Start of Data excerpt
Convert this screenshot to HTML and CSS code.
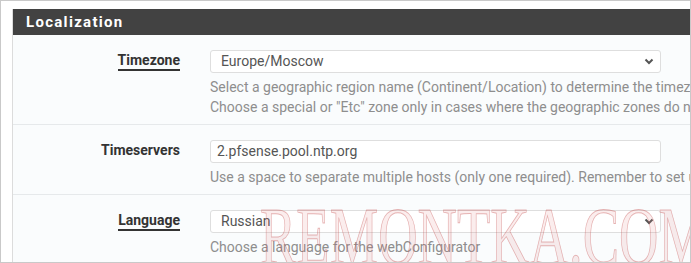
FILE: index.html
```html
<!DOCTYPE html>
<html lang="en">
<head>
    <meta charset="UTF-8">
    <title>System / General Setup</title>
    <link rel="stylesheet" href="styles.css">
</head>
<body>
    <div class="frame">
        <div class="panel">
            <div class="panel-heading">
                <h2>Localization</h2>
            </div>
            <div class="panel-body">
                <div class="form-row first">
                    <div class="label-cell"><span class="form-label underlined">Timezone</span></div>
                    <div class="form-control">
                        <div class="select-box">
                            <span>Europe/Moscow</span>
                            <svg class="caret" width="10" height="7" viewBox="0 0 10 7"><path d="M1.5 1.5 L5 5 L8.5 1.5" fill="none" stroke="#555" stroke-width="2"/></svg>
                        </div>
                        <p class="help">Select a geographic region name (Continent/Location) to determine the timezone for the firewall.<br>Choose a special or "Etc" zone only in cases where the geographic zones do not properly handle the clock offset required for this firewall.</p>
                    </div>
                </div>
                <div class="form-row">
                    <div class="label-cell"><span class="form-label">Timeservers</span></div>
                    <div class="form-control">
                        <div class="input-box">2.pfsense.pool.ntp.org</div>
                        <p class="help">Use a space to separate multiple hosts (only one required). Remember to set up at least one DNS server if a host name is entered here!</p>
                    </div>
                </div>
                <div class="form-row">
                    <div class="label-cell"><span class="form-label underlined">Language</span></div>
                    <div class="form-control">
                        <div class="select-box">
                            <span>Russian</span>
                            <svg class="caret" width="10" height="7" viewBox="0 0 10 7"><path d="M1.5 1.5 L5 5 L8.5 1.5" fill="none" stroke="#555" stroke-width="2"/></svg>
                        </div>
                        <p class="help">Choose a language for the webConfigurator</p>
                    </div>
                </div>
            </div>
        </div>
        <div class="watermark">REMONTKA.COM</div>
    </div>
</body>
</html>
```

FILE: styles.css
```css
body {
    margin: 0;
    font-family: Roboto, "Liberation Sans", sans-serif;
    background-color: #fff;
    color: #333;
}
.frame {
    position: relative;
    width: 689px;
    height: 261px;
    border: 1px solid #c9c9c9;
    overflow: hidden;
    background-color: #fff;
}
.panel {
    margin: 8px 0 0 11px;
    width: 900px;
    border-left: 1px solid #dcdcdc;
    background-color: #fafcfd;
}
.panel-heading {
    background-color: #424242;
    height: 26px;
    padding-left: 13px;
}
.panel-heading h2 {
    margin: 0;
    color: #fff;
    font-size: 15px;
    font-weight: bold;
    letter-spacing: 1.3px;
    line-height: 27px;
}
.form-row {
    display: grid;
    grid-template-columns: 167px 1fr;
    column-gap: 30px;
    padding: 15px 0 7px;
    border-bottom: 1px solid #e6e9eb;
}
.form-row.first {
    padding-top: 15px;
}
.label-cell {
    text-align: right;
}
.form-label {
    display: inline-block;
    font-size: 14px;
    font-weight: bold;
    color: #333;
    line-height: 18px;
}
.form-label.underlined {
    line-height: 17px;
    border-bottom: 2px solid #333;
}
.select-box, .input-box {
    box-sizing: border-box;
    width: 451px;
    height: 23px;
    border: 1px solid #dedede;
    border-radius: 3px;
    background-color: #fff;
    font-size: 14px;
    color: #555;
    line-height: 21px;
}
.select-box {
    display: flex;
    justify-content: space-between;
    align-items: center;
    padding: 0 6px 0 10px;
}
.input-box {
    padding-left: 6px;
}
.caret {
    display: block;
}
.help {
    margin: 4px 0 0;
    font-size: 14px;
    line-height: 20px;
    color: #8e8e8e;
    white-space: nowrap;
}
.watermark {
    position: absolute;
    left: 259px;
    top: 195px;
    font-family: "Liberation Serif", serif;
    font-size: 82px;
    line-height: 82px;
    color: rgba(225, 130, 130, 0.14);
    -webkit-text-stroke: 1px rgba(195, 70, 70, 0.38);
    transform: scaleX(0.665);
    transform-origin: left top;
    pointer-events: none;
}
```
End of Data excerpt
● Problem to work on: All of the material above should be reproduced exactly, except the pictures.

● Output:
Convert this screenshot to HTML and CSS code.
FILE: index.html
```html
<!DOCTYPE html>
<html lang="en">
<head>
    <meta charset="UTF-8">
    <title>System / General Setup</title>
    <link rel="stylesheet" href="styles.css">
</head>
<body>
    <div class="frame">
        <div class="panel">
            <div class="panel-heading">
                <h2>Localization</h2>
            </div>
            <div class="panel-body">
                <div class="form-row first">
                    <div class="label-cell"><span class="form-label underlined">Timezone</span></div>
                    <div class="form-control">
                        <div class="select-box">
                            <span>Europe/Moscow</span>
                            <svg class="caret" width="10" height="7" viewBox="0 0 10 7"><path d="M1.5 1.5 L5 5 L8.5 1.5" fill="none" stroke="#555" stroke-width="2"/></svg>
                        </div>
                        <p class="help">Select a geographic region name (Continent/Location) to determine the timezone for the firewall.<br>Choose a special or "Etc" zone only in cases where the geographic zones do not properly handle the clock offset required for this firewall.</p>
                    </div>
                </div>
                <div class="form-row">
                    <div class="label-cell"><span class="form-label">Timeservers</span></div>
                    <div class="form-control">
                        <div class="input-box">2.pfsense.pool.ntp.org</div>
                        <p class="help">Use a space to separate multiple hosts (only one required). Remember to set up at least one DNS server if a host name is entered here!</p>
                    </div>
                </div>
                <div class="form-row">
                    <div class="label-cell"><span class="form-label underlined">Language</span></div>
                    <div class="form-control">
                        <div class="select-box">
                            <span>Russian</span>
                            <svg class="caret" width="10" height="7" viewBox="0 0 10 7"><path d="M1.5 1.5 L5 5 L8.5 1.5" fill="none" stroke="#555" stroke-width="2"/></svg>
                        </div>
                        <p class="help">Choose a language for the webConfigurator</p>
                    </div>
                </div>
            </div>
        </div>
        <div class="watermark">REMONTKA.COM</div>
    </div>
</body>
</html>
```

FILE: styles.css
```css
body {
    margin: 0;
    font-family: Roboto, "Liberation Sans", sans-serif;
    background-color: #fff;
    color: #333;
}
.frame {
    position: relative;
    width: 689px;
    height: 261px;
    border: 1px solid #c9c9c9;
    overflow: hidden;
    background-color: #fff;
}
.panel {
    margin: 8px 0 0 11px;
    width: 900px;
    border-left: 1px solid #dcdcdc;
    background-color: #fafcfd;
}
.panel-heading {
    background-color: #424242;
    height: 26px;
    padding-left: 13px;
}
.panel-heading h2 {
    margin: 0;
    color: #fff;
    font-size: 15px;
    font-weight: bold;
    letter-spacing: 1.3px;
    line-height: 27px;
}
.form-row {
    display: grid;
    grid-template-columns: 167px 1fr;
    column-gap: 30px;
    padding: 15px 0 7px;
    border-bottom: 1px solid #e6e9eb;
}
.form-row.first {
    padding-top: 15px;
}
.label-cell {
    text-align: right;
}
.form-label {
    display: inline-block;
    font-size: 14px;
    font-weight: bold;
    color: #333;
    line-height: 18px;
}
.form-label.underlined {
    line-height: 17px;
    border-bottom: 2px solid #333;
}
.select-box, .input-box {
    box-sizing: border-box;
    width: 451px;
    height: 23px;
    border: 1px solid #dedede;
    border-radius: 3px;
    background-color: #fff;
    font-size: 14px;
    color: #555;
    line-height: 21px;
}
.select-box {
    display: flex;
    justify-content: space-between;
    align-items: center;
    padding: 0 6px 0 10px;
}
.input-box {
    padding-left: 6px;
}
.caret {
    display: block;
}
.help {
    margin: 4px 0 0;
    font-size: 14px;
    line-height: 20px;
    color: #8e8e8e;
    white-space: nowrap;
}
.watermark {
    position: absolute;
    left: 259px;
    top: 195px;
    font-family: "Liberation Serif", serif;
    font-size: 82px;
    line-height: 82px;
    color: rgba(225, 130, 130, 0.14);
    -webkit-text-stroke: 1px rgba(195, 70, 70, 0.38);
    transform: scaleX(0.665);
    transform-origin: left top;
    pointer-events: none;
}
```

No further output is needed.